From 12d3b8b8380c6c6376f1558e03e60c18020c4144 Mon Sep 17 00:00:00 2001
From: "Tristan F." <LeoDog896@hotmail.com>
Date: Fri, 30 Jan 2026 01:47:20 +0000
Subject: [PATCH 4/6] apply suggestions, formatting changes

---
 CONTRIBUTING.md | 58 ++++++++++++++++++++++++++++---------------------
 1 file changed, 33 insertions(+), 25 deletions(-)

diff --git a/CONTRIBUTING.md b/CONTRIBUTING.md
index 3d991e1..146bf6f 100644
--- a/CONTRIBUTING.md
+++ b/CONTRIBUTING.md
@@ -2,8 +2,7 @@
 
 This guide walks new contributors through the process of adding a new dataset for SPRAS benchmarking and running SPRAS on that dataset. It is considered a companion to the [SPRAS Contributing Guide](https://spras.readthedocs.io/en/latest/contributing/index.html), which walks users through adding and algorithm to the SPRAS software. It is useful, but not necessary, to complete that contributing guide before beginning this one.
 
-Prerequisites
--------------
+## Prerequisites
 
 Before following this guide, a contributor will need
 
@@ -13,8 +12,7 @@ Before following this guide, a contributor will need
   or [beginner's guide](http://ivory.idyll.org/blog/2023-snakemake-slithering-section-1.html))

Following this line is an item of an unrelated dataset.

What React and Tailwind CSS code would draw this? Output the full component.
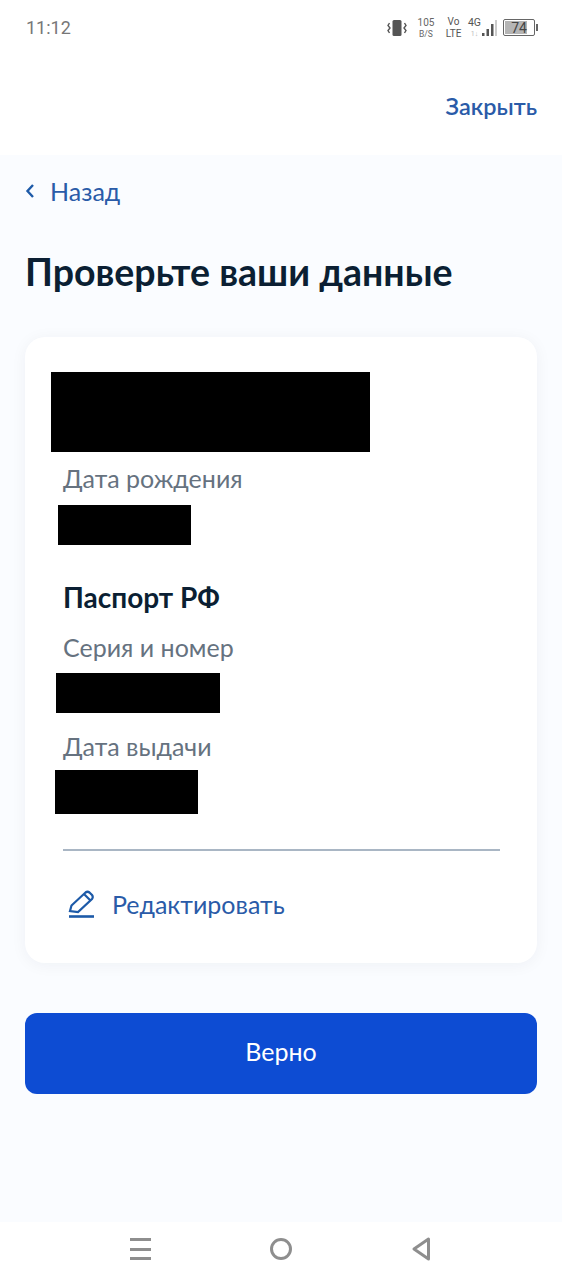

 - The ability to post files to Google Drive
 
-Step 0: Fork the repository and create a branch
------------------------------------------------
+## Step 0: Fork the repository and create a branch
 
 From the [spras-benchmarking repository](https://github.com/Reed-CompBio/spras-benchmarking),
 click the "Fork" button in the upper right corner to create a copy of
@@ -29,15 +27,15 @@ cloning the repository, create a new git branch called
 following commands, replace the example username ``agitter`` with your
 GitHub username.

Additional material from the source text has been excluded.